Now a new study in Physical Review Letters says the ghost may have a much heavier body. The Amaterasu particle likely was not a proton at all. Simulations suggest it was an atomic nucleus heavier than iron. That changes everything.
Ultraheavy nuclei survive intergalactic travel far better than protons do. Protons interact with the faint glow of background radiation that fills the universe. Each collision bleeds off energy. Over hundreds of millions of light-years, a proton running at 240 EeV would lose so much steam it would never reach Earth. But a heavy nucleus, built like a battleship next to a rowboat, punches through that radiation. It holds its charge. It arrives intact.

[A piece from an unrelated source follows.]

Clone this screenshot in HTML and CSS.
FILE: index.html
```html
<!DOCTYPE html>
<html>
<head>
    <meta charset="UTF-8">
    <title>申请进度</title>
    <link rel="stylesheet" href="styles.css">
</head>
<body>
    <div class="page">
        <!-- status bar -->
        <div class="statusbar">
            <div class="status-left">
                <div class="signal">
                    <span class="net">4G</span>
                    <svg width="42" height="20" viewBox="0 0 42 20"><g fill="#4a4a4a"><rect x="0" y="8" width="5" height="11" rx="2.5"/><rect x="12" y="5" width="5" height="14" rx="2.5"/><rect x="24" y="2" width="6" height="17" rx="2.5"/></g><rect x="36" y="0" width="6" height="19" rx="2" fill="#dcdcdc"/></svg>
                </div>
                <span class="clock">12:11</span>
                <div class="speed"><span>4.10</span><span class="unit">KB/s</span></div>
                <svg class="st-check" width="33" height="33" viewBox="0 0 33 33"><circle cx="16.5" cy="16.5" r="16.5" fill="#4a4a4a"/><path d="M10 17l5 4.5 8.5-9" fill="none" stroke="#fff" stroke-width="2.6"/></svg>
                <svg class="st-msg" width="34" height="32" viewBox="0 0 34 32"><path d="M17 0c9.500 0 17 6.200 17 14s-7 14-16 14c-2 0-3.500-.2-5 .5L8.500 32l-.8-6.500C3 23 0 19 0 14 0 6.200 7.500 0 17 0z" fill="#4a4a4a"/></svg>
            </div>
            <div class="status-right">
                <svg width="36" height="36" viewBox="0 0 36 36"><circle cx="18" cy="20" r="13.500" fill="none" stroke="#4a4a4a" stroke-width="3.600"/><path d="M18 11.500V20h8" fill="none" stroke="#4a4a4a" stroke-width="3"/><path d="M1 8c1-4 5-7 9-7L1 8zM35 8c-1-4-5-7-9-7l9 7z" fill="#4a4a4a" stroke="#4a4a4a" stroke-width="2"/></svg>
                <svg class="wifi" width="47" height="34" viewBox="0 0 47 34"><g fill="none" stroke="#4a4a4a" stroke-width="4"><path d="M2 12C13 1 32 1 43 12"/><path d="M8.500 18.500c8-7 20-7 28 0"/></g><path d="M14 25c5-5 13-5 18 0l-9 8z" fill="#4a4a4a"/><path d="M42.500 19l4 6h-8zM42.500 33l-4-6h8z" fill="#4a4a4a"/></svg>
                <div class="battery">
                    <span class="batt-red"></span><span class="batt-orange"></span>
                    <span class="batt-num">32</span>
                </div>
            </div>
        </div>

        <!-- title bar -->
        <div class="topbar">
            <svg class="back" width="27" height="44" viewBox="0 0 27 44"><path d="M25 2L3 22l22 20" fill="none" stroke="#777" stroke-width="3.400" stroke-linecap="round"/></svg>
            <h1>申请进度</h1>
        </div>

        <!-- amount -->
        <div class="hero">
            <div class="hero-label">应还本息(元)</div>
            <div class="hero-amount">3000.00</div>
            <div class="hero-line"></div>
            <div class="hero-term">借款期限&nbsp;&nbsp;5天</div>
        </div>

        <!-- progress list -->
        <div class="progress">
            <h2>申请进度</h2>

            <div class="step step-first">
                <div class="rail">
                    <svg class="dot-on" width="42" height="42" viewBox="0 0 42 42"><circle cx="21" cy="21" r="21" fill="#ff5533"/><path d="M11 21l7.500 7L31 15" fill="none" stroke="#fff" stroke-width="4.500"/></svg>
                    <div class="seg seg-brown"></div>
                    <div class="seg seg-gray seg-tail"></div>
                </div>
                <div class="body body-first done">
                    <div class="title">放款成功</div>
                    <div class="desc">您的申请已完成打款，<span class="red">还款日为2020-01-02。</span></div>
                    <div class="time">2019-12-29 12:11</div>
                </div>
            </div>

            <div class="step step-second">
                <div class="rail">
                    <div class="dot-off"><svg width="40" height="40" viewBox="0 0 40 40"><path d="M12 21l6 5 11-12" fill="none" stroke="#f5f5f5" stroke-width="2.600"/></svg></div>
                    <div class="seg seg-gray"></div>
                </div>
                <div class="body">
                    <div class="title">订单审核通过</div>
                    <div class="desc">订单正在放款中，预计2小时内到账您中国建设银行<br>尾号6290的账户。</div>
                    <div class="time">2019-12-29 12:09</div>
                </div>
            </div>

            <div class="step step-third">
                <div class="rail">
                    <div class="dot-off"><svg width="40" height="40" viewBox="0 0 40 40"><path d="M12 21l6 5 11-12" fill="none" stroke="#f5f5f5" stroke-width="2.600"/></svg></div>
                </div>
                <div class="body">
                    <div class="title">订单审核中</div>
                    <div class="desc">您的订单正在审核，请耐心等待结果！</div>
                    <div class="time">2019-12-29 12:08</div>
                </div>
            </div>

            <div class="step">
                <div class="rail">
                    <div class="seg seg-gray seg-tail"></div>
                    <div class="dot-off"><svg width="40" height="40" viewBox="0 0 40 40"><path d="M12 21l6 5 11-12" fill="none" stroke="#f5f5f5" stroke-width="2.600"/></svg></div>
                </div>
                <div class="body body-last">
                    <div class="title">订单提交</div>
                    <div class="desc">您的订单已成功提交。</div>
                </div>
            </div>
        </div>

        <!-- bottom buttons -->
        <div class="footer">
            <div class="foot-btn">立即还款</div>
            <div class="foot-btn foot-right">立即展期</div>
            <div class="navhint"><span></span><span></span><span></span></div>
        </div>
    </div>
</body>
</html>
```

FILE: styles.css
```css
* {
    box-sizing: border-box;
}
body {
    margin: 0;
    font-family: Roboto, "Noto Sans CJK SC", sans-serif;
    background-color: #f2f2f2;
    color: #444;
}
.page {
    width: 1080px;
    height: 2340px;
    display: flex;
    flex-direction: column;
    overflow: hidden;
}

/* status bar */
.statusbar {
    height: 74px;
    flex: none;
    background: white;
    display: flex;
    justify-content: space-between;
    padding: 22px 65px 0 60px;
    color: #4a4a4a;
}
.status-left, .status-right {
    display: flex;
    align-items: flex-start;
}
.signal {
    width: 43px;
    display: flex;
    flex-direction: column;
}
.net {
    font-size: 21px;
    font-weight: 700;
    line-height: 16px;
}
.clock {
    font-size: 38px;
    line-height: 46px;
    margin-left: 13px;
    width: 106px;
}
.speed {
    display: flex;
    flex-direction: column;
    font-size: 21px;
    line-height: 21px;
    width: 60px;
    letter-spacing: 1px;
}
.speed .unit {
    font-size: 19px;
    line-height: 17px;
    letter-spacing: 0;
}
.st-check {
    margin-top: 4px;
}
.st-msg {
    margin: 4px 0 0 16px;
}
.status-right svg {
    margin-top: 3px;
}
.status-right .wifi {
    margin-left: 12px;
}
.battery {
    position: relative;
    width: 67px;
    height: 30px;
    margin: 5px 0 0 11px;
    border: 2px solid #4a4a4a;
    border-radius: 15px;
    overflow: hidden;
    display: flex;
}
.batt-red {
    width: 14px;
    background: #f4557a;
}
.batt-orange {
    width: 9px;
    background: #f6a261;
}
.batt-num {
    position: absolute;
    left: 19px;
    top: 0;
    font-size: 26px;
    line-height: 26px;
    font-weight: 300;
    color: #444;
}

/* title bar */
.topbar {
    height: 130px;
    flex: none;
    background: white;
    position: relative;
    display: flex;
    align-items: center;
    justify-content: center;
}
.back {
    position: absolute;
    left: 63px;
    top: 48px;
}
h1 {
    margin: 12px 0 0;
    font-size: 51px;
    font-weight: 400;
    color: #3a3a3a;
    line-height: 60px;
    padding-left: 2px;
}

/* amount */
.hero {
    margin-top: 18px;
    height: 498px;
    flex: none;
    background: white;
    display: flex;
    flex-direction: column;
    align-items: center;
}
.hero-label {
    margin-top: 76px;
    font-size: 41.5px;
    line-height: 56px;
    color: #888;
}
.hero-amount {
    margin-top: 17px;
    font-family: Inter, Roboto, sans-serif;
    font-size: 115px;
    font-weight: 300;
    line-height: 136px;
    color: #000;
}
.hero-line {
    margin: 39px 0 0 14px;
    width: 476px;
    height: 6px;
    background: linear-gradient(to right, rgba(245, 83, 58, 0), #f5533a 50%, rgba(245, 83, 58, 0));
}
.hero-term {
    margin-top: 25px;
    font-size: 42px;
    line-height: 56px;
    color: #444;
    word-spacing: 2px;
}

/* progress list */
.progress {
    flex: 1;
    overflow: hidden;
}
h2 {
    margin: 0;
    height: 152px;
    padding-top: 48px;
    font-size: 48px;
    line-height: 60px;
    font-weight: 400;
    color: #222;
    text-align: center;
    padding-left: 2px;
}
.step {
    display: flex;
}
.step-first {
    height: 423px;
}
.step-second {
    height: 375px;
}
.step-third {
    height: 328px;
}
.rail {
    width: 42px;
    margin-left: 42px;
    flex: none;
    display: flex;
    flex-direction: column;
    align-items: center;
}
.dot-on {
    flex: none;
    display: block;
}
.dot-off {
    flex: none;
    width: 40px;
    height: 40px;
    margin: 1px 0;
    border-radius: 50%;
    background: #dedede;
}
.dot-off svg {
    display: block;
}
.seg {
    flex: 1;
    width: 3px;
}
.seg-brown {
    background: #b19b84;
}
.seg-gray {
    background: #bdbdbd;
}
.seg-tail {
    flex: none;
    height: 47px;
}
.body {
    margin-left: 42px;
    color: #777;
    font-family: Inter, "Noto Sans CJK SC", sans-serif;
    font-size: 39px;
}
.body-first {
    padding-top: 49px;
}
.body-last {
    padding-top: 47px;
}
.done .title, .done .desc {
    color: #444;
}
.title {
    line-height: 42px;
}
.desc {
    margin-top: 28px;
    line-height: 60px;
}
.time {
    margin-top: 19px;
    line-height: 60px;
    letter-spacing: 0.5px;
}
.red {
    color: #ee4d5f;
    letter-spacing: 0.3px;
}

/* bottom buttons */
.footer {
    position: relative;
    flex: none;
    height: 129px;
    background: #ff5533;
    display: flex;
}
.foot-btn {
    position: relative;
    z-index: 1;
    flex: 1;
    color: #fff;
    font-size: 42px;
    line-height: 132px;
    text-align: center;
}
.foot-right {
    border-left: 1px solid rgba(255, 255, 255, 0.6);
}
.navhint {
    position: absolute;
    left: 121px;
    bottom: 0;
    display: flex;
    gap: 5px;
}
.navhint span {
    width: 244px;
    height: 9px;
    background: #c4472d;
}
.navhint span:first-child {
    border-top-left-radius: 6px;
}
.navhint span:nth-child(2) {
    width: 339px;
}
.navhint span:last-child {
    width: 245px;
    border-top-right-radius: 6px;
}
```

The consequence is a shift in the hunt. For years, astronomers have aimed telescopes at the void and found nothing. They looked for gamma-ray bursts, for collapsing stars, for the flash of neutron-star mergers — all possible sources of extreme particles. But if the Amaterasu particle is a heavy nucleus, the source may not be visible in the usual ways. The particle itself becomes the only messenger.
That means the void is not empty. Something violent happened there. Something that forged nuclei heavier than iron and flung them across half the universe. The leading candidates remain the same: collapsing stars, neutron-star mergers, gamma-ray bursts. But the pool of suspects narrows. Whatever did this had to be hot enough and dense enough to build ultraheavy elements. That is a rare kind of event.
The Telescope Array collaboration now faces a harder job. They need more particles like Amaterasu. One event, even one this extreme, is a single data point. A second detection from the same void would confirm the pattern. A third would pin down the source class. But the array is a grid of detectors spread across the Utah desert. It catches only a handful of the highest-energy cosmic rays per decade. Waiting is the job.
There is also a practical edge to this. If heavy nuclei are the real carriers of extreme energy, the models that predict how cosmic rays travel through space will need rewriting. Protons lose energy predictably. Heavy nuclei follow different rules. Simulations of their survival depend on assumptions about the composition of intergalactic matter, the strength of magnetic fields, the density of background light. Each assumption is a variable that changes the answer. The new study has already shown that ultraheavy nuclei survive better. The next question is how much better, and what that implies for the total number of such particles that should be reaching Earth.
For now, the Amaterasu particle remains a single ghost. But it is a ghost with a heavier footprint. That footprint points toward events powerful enough to forge the heaviest elements in the universe. The void may not be empty. It may be the quiet aftermath of something unimaginably large.